● Instructions for the task:
Omit all images. Transcribe the rest of the material below exactly.

● Data segment:
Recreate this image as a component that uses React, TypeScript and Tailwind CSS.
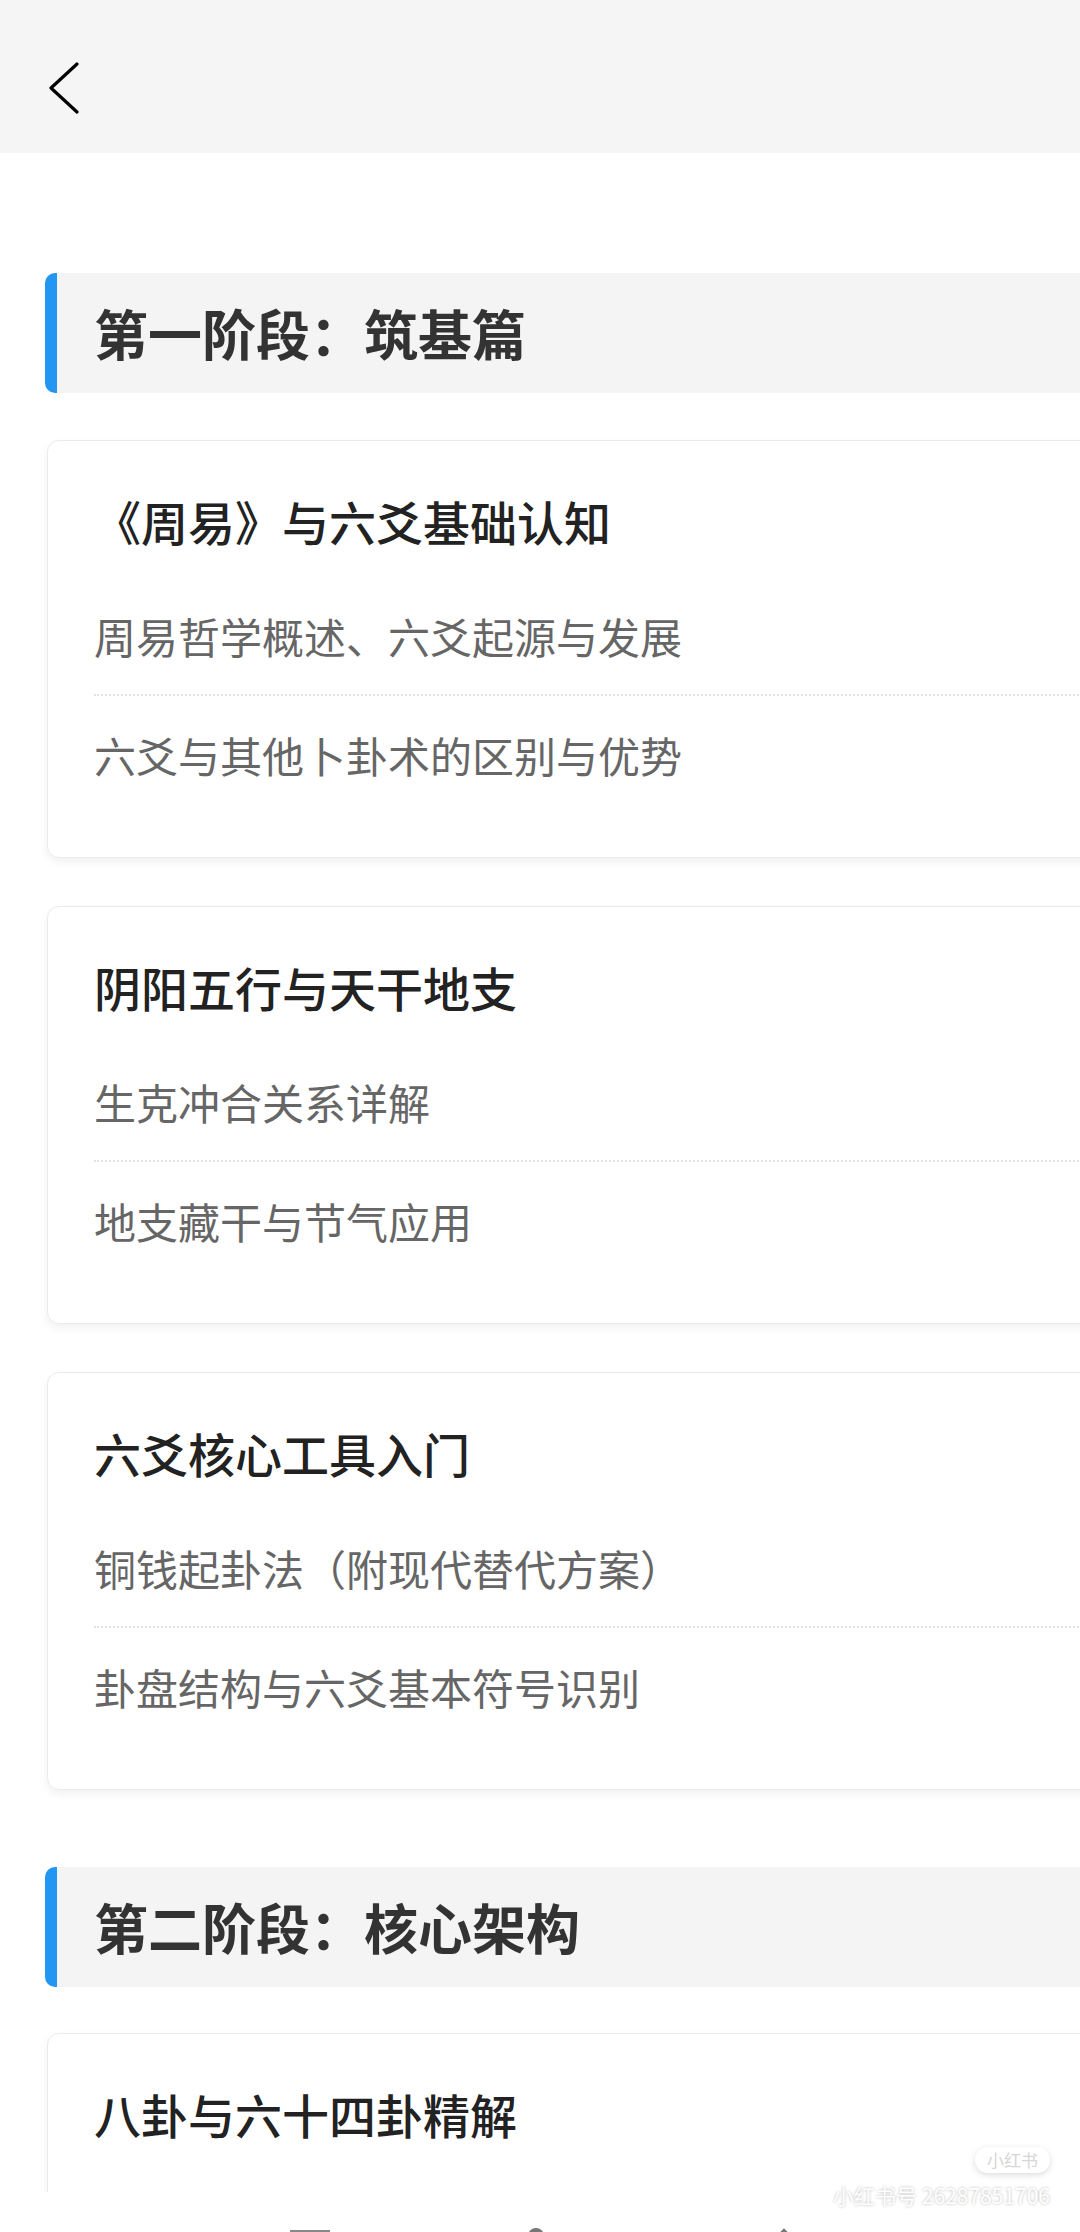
type Lesson = {
  title: string;
  items: string[];
};

const stageOne: Lesson[] = [
  {
    title: "《周易》与六爻基础认知",
    items: ["周易哲学概述、六爻起源与发展", "六爻与其他卜卦术的区别与优势"],
  },
  {
    title: "阴阳五行与天干地支",
    items: ["生克冲合关系详解", "地支藏干与节气应用"],
  },
  {
    title: "六爻核心工具入门",
    items: ["铜钱起卦法（附现代替代方案）", "卦盘结构与六爻基本符号识别"],
  },
];

// only the title of this one is on screen, the rest sits under the system bar
const stageTwo: Lesson[] = [
  {
    title: "八卦与六十四卦精解",
    items: [],
  },
];

function StageHeader({title}: {title: string}) {
  return (
    <div className="h-[120px] ml-[45px] w-[1100px] flex items-center bg-[#f4f4f4] border-l-[12px] border-[#2196f3] rounded-l-[10px] pl-[37px]">
      <h2 className="text-[54px] leading-none font-bold text-[#333]">{title}</h2>
    </div>
  );
}

function LessonCard({title, items}: Lesson) {
  return (
    <div className="ml-[47px] w-[1100px] bg-white border border-[#ebebeb] rounded-[12px] shadow-[0_4px_10px_rgba(0,0,0,0.06)] pt-[51px] pb-[43px] pl-[46px]">
      <h3 className="h-[56px] flex items-center text-[47px] leading-none font-medium text-[#222]">
        {title}
      </h3>
      {items.length > 0 && (
        <ul className="mt-[30px]">
          {items.map((item, index) => (
            <li
              key={index}
              className={
                index === 0
                  ? "h-[118px] flex items-center border-b-2 border-dotted border-[#e3e3e3] text-[42px] leading-none text-[#666]"
                  : "h-[118px] flex items-center text-[42px] leading-none text-[#666]"
              }
            >
              {item}
            </li>
          ))}
        </ul>
      )}
      {items.length === 0 && <div className="h-[200px]" />}
    </div>
  );
}

export default function App() {
  return (
    <div
      className="relative w-[1080px] h-[2232px] overflow-hidden bg-white"
      style={{fontFamily: '"Noto Sans CJK SC", "Noto Sans", sans-serif'}}
    >
      <header className="h-[153px] bg-[#f5f5f5] flex items-start pt-[62px] pl-[49px]">
        <svg width="30" height="52" viewBox="0 0 30 52" fill="none">
          <polyline
            points="28,2 2,26 28,50"
            stroke="#000"
            strokeWidth="3.2"
            strokeLinecap="round"
            strokeLinejoin="round"
          />
        </svg>
      </header>

      <main className="pt-[120px]">
        <StageHeader title="第一阶段：筑基篇" />
        <div className="mt-[47px] flex flex-col gap-[48px]">
          {stageOne.map((lesson, index) => (
            <LessonCard key={index} {...lesson} />
          ))}
        </div>

        <div className="mt-[77px]">
          <StageHeader title="第二阶段：核心架构" />
        </div>
        <div className="mt-[46px] flex flex-col gap-[48px]">
          {stageTwo.map((lesson, index) => (
            <LessonCard key={index} {...lesson} />
          ))}
        </div>
      </main>

      {/* bottom system bar, mostly cut off */}
      <div className="absolute left-0 right-0 bottom-0 h-[40px] bg-white">
        <div className="absolute bottom-0 left-[290px] w-[40px] h-[2px] bg-[#888]" />
        <div className="absolute bottom-[-12px] left-[528px] w-[16px] h-[16px] rounded-full bg-[#777]" />
        <div className="absolute bottom-[-6px] left-[780px] w-[8px] h-[8px] rotate-45 bg-[#777]" />
      </div>

      {/* watermark */}
      <div className="absolute right-[30px] bottom-[26px] flex flex-col items-end gap-[12px]">
        <span className="px-[12px] py-[2px] rounded-full bg-white shadow-[0_2px_6px_rgba(0,0,0,0.14)] text-[17px] leading-[22px] text-[#d6d6d6]">
          小红书
        </span>
        <span className="text-[21px] leading-none text-white [text-shadow:0_0_3px_rgba(0,0,0,0.3)]">
          小红书号 26287851706
        </span>
      </div>
    </div>
  );
}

● Written answer:
Recreate this image as a component that uses React, TypeScript and Tailwind CSS.
type Lesson = {
  title: string;
  items: string[];
};

const stageOne: Lesson[] = [
  {
    title: "《周易》与六爻基础认知",
    items: ["周易哲学概述、六爻起源与发展", "六爻与其他卜卦术的区别与优势"],
  },
  {
    title: "阴阳五行与天干地支",
    items: ["生克冲合关系详解", "地支藏干与节气应用"],
  },
  {
    title: "六爻核心工具入门",
    items: ["铜钱起卦法（附现代替代方案）", "卦盘结构与六爻基本符号识别"],
  },
];

// only the title of this one is on screen, the rest sits under the system bar
const stageTwo: Lesson[] = [
  {
    title: "八卦与六十四卦精解",
    items: [],
  },
];

function StageHeader({title}: {title: string}) {
  return (
    <div className="h-[120px] ml-[45px] w-[1100px] flex items-center bg-[#f4f4f4] border-l-[12px] border-[#2196f3] rounded-l-[10px] pl-[37px]">
      <h2 className="text-[54px] leading-none font-bold text-[#333]">{title}</h2>
    </div>
  );
}

function LessonCard({title, items}: Lesson) {
  return (
    <div className="ml-[47px] w-[1100px] bg-white border border-[#ebebeb] rounded-[12px] shadow-[0_4px_10px_rgba(0,0,0,0.06)] pt-[51px] pb-[43px] pl-[46px]">
      <h3 className="h-[56px] flex items-center text-[47px] leading-none font-medium text-[#222]">
        {title}
      </h3>
      {items.length > 0 && (
        <ul className="mt-[30px]">
          {items.map((item, index) => (
            <li
              key={index}
              className={
                index === 0
                  ? "h-[118px] flex items-center border-b-2 border-dotted border-[#e3e3e3] text-[42px] leading-none text-[#666]"
                  : "h-[118px] flex items-center text-[42px] leading-none text-[#666]"
              }
            >
              {item}
            </li>
          ))}
        </ul>
      )}
      {items.length === 0 && <div className="h-[200px]" />}
    </div>
  );
}

export default function App() {
  return (
    <div
      className="relative w-[1080px] h-[2232px] overflow-hidden bg-white"
      style={{fontFamily: '"Noto Sans CJK SC", "Noto Sans", sans-serif'}}
    >
      <header className="h-[153px] bg-[#f5f5f5] flex items-start pt-[62px] pl-[49px]">
        <svg width="30" height="52" viewBox="0 0 30 52" fill="none">
          <polyline
            points="28,2 2,26 28,50"
            stroke="#000"
            strokeWidth="3.2"
            strokeLinecap="round"
            strokeLinejoin="round"
          />
        </svg>
      </header>

      <main className="pt-[120px]">
        <StageHeader title="第一阶段：筑基篇" />
        <div className="mt-[47px] flex flex-col gap-[48px]">
          {stageOne.map((lesson, index) => (
            <LessonCard key={index} {...lesson} />
          ))}
        </div>

        <div className="mt-[77px]">
          <StageHeader title="第二阶段：核心架构" />
        </div>
        <div className="mt-[46px] flex flex-col gap-[48px]">
          {stageTwo.map((lesson, index) => (
            <LessonCard key={index} {...lesson} />
          ))}
        </div>
      </main>

      {/* bottom system bar, mostly cut off */}
      <div className="absolute left-0 right-0 bottom-0 h-[40px] bg-white">
        <div className="absolute bottom-0 left-[290px] w-[40px] h-[2px] bg-[#888]" />
        <div className="absolute bottom-[-12px] left-[528px] w-[16px] h-[16px] rounded-full bg-[#777]" />
        <div className="absolute bottom-[-6px] left-[780px] w-[8px] h-[8px] rotate-45 bg-[#777]" />
      </div>

      {/* watermark */}
      <div className="absolute right-[30px] bottom-[26px] flex flex-col items-end gap-[12px]">
        <span className="px-[12px] py-[2px] rounded-full bg-white shadow-[0_2px_6px_rgba(0,0,0,0.14)] text-[17px] leading-[22px] text-[#d6d6d6]">
          小红书
        </span>
        <span className="text-[21px] leading-none text-white [text-shadow:0_0_3px_rgba(0,0,0,0.3)]">
          小红书号 26287851706
        </span>
      </div>
    </div>
  );
}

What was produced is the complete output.